In collaborating with local organizations, 25 Food Studies students are helping transform Syracuse’s food system.
Contributions by Megan FalkWith the orange Pontiac’s dashboard clock ticking closer to 11 a.m., Em Palmero and Mariah Bermeo race off the Syracuse University campus and into the southwest side of Syracuse. The Food Studies students have a tight window of time between their Monday classes to visit Jubilee Homes, the nonprofit with which they’ve partnered on a class project. Once they arrive at the two-story home-turned-headquarters, Palmero and Bermeo head into a warm conference room and take a seat at the wooden table.

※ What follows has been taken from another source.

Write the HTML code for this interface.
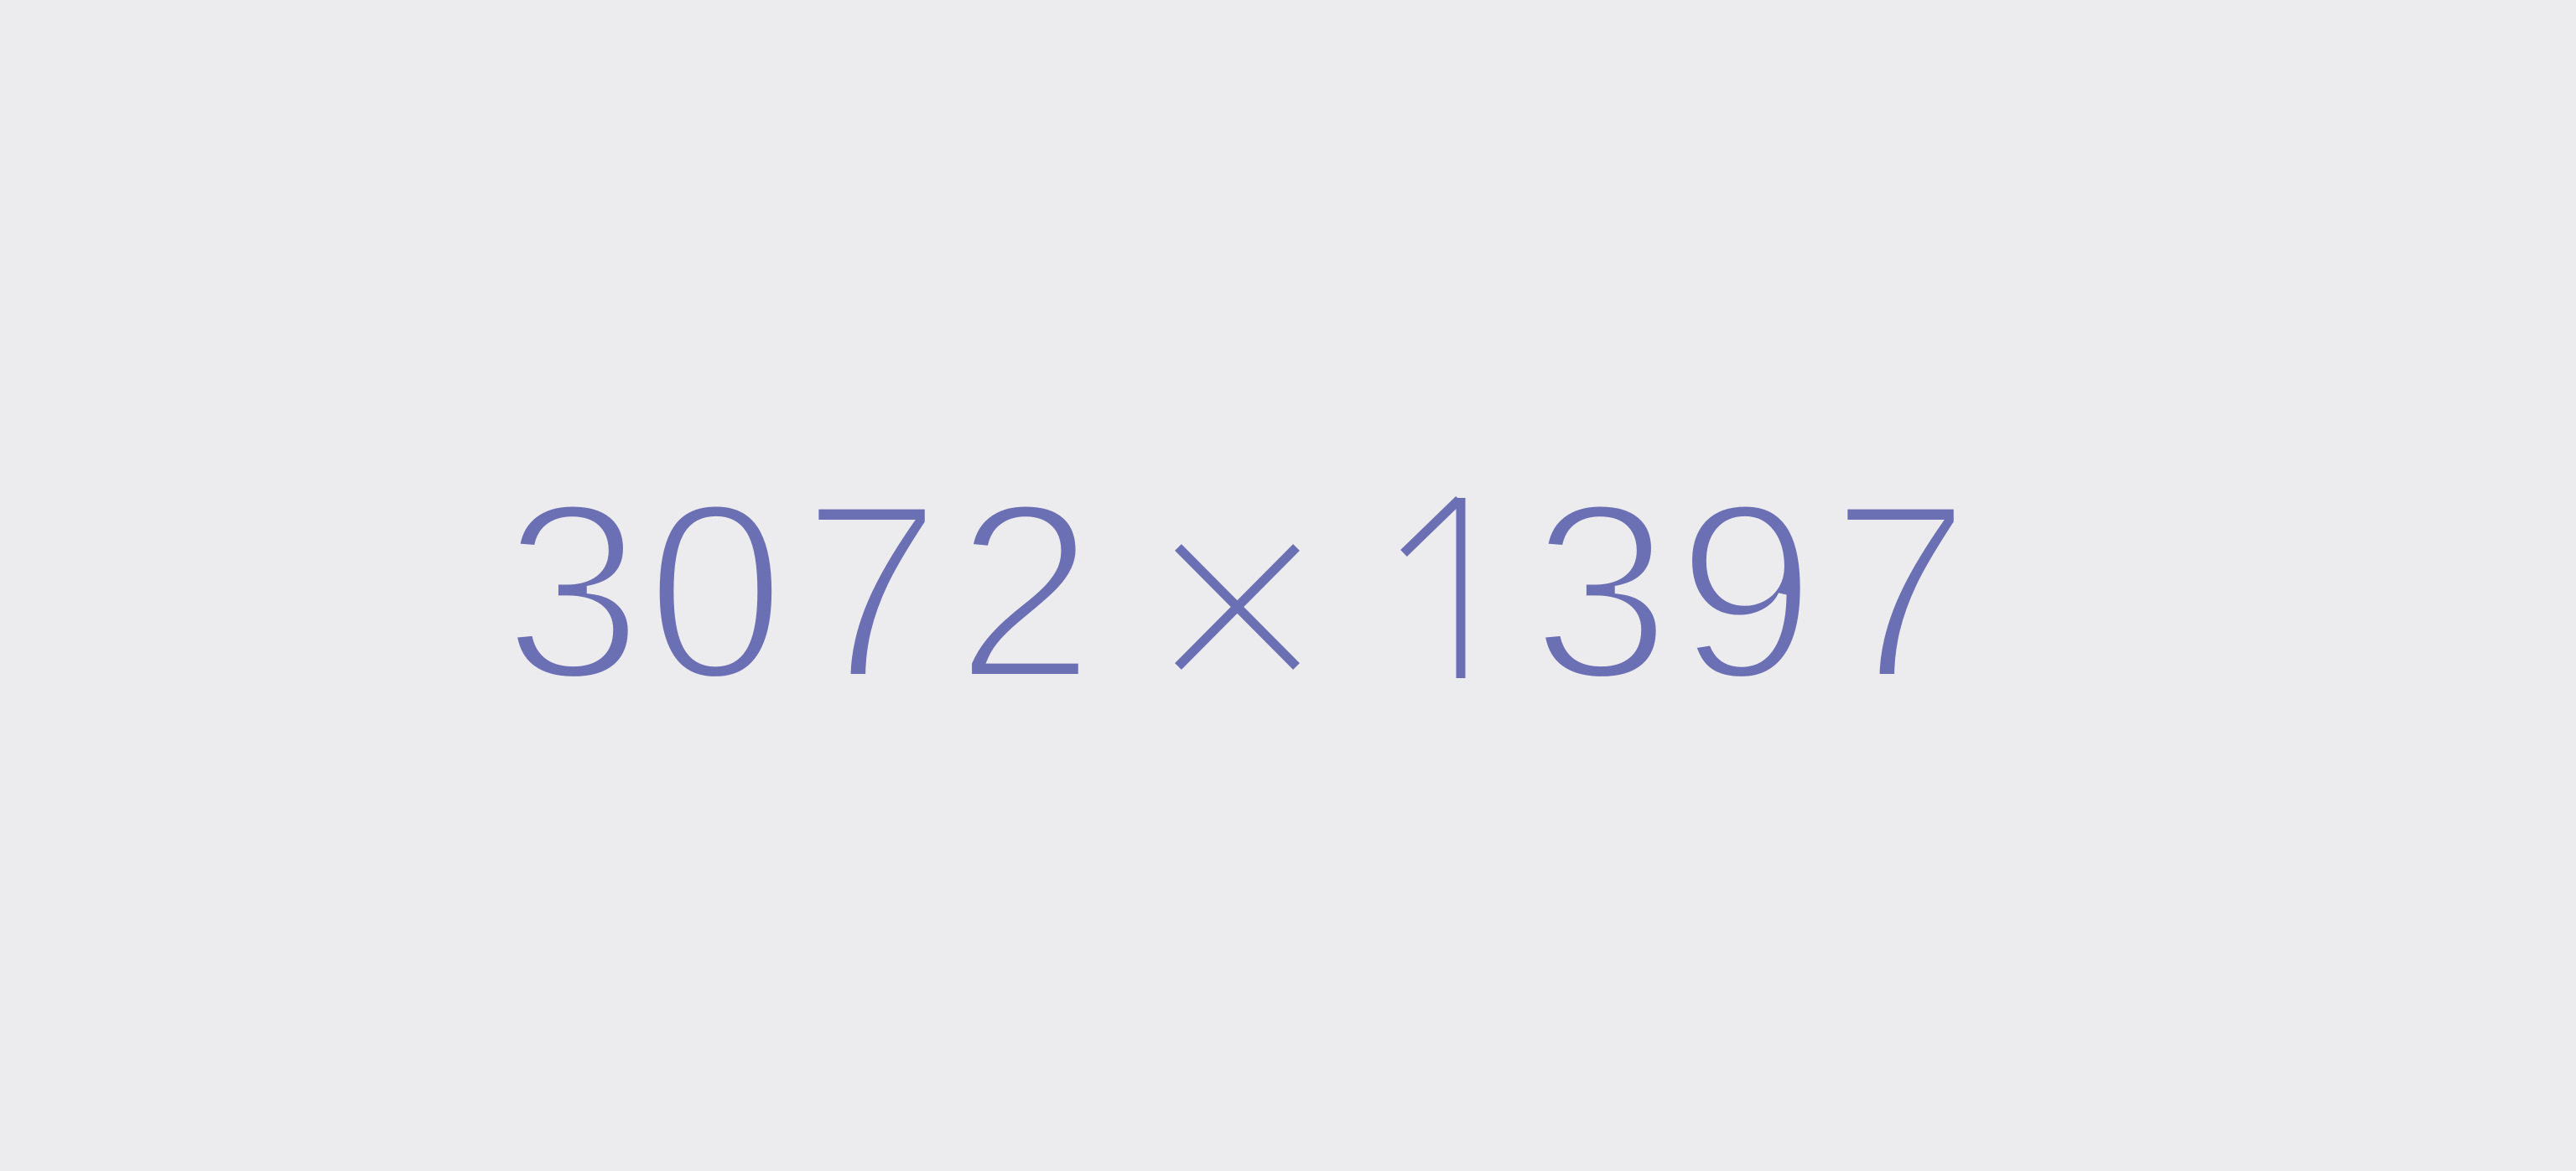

Sitting opposite of Kristina Kirby and Twiggy Billue, the project managers, the students give a quick overview of their tentative food justice curriculum. For the last month, they’ve been working with three other classmates to develop lesson plans, which the organization will use for its youth urban farming program this summer. “This is great,” Kirby says. “This is a very good starting point.” Twenty minutes later, Palmero and Bermeo thank the partners, jump in the car, and head back to the university, ready to adjust their lesson plan that will benefit a dozen teenagers in just a few months.
This partnership between a group of college students and an organization working to improve the city’s food system is one of many transcending the town-gown divide in Syracuse, New York. In January, 25 students from Syracuse University and the State University of New York College of Environmental Science and Forestry traded in their textbooks for semester-long partnerships with three local organizations and Syracuse University’s Office of Sustainability to help carry out mutually beneficial projects. The community engagement projects, which are part of the Food Studies program’s Urban Food Systems course, have distinct focuses, including conceptualizing a community kitchen, creating a marketing plan for an urban farm, launching a food pantry, and planning an educational curriculum, among others.
Launched in 2013 by Food Studies Professor Evan Weissman, Urban Food Systems is unlike any other course in the program, offering a hands-on learning experience. In 2014, the class began collaborating with local organizations to help students put the theories they explore in the classroom into practice, enabling them to develop tangible, transferrable skills while making an impact on the community. To Weissman, engaging in this community-based work and efforts toward social change is an important role of the university.
“A lot of Syracuse students don’t get a good opportunity to get out in the community in a meaningful way,” Weissman says. “Using the resources of the university — in this case, I’m thinking of the students, the knowledge they have, and their actual labor — putting those into the community is something to make qualitatively better the food system of Central New York.”
These student-community collaborations enable students to gain a better understanding of course content and exposure to new career paths. Simultaneously, the organizations receive additional human resources to expand their services, as well as fresh ideas on operation improvements, according to research published in Teaching Sociology. Student participation can also allow a partner to focus on other work within the organization or test new business opportunities, Weissman says.
For the past 20 years, Jubilee Homes has run Urban Delights, a summer program dedicated to promoting youth development, as well as raising awareness and conquering issues of food insecurity. The 14 to 21-year-olds who participate in the program run a farm stand and oversee the entire process, from planting the seedling to marketing the produce. While Kristina Kirby, Jubilee Homes’ fiscal manager, already uses an established curriculum for the entrepreneurial aspects of the program, she wanted to develop a set of youth-centric lessons delving into food justice and farming itself.
Covering topics like composting, planting, and agroecology, these lessons can have a positive impact on the teens in the community, helping to reinforce the STEM education they receive in school, says Twiggy Billue, the Build to Work Coordinator of Jubilee Homes who is helping Kirby oversee the project. “When young people really see how food grows, they become stewards of the earth,” Billue says. “They take this knowledge back to school and have a stronger science grade and have a stronger math grade, so that to me has been one of the large successes, that it ties into their everyday life, including school.”
By prompting students to head off campus and apply their education to the city of Syracuse, both Lyons and Kirby hope the projects not only provide students a chance to give back, but also help them gain a better understanding of their community. To Fry, these community engagement projects offer just that.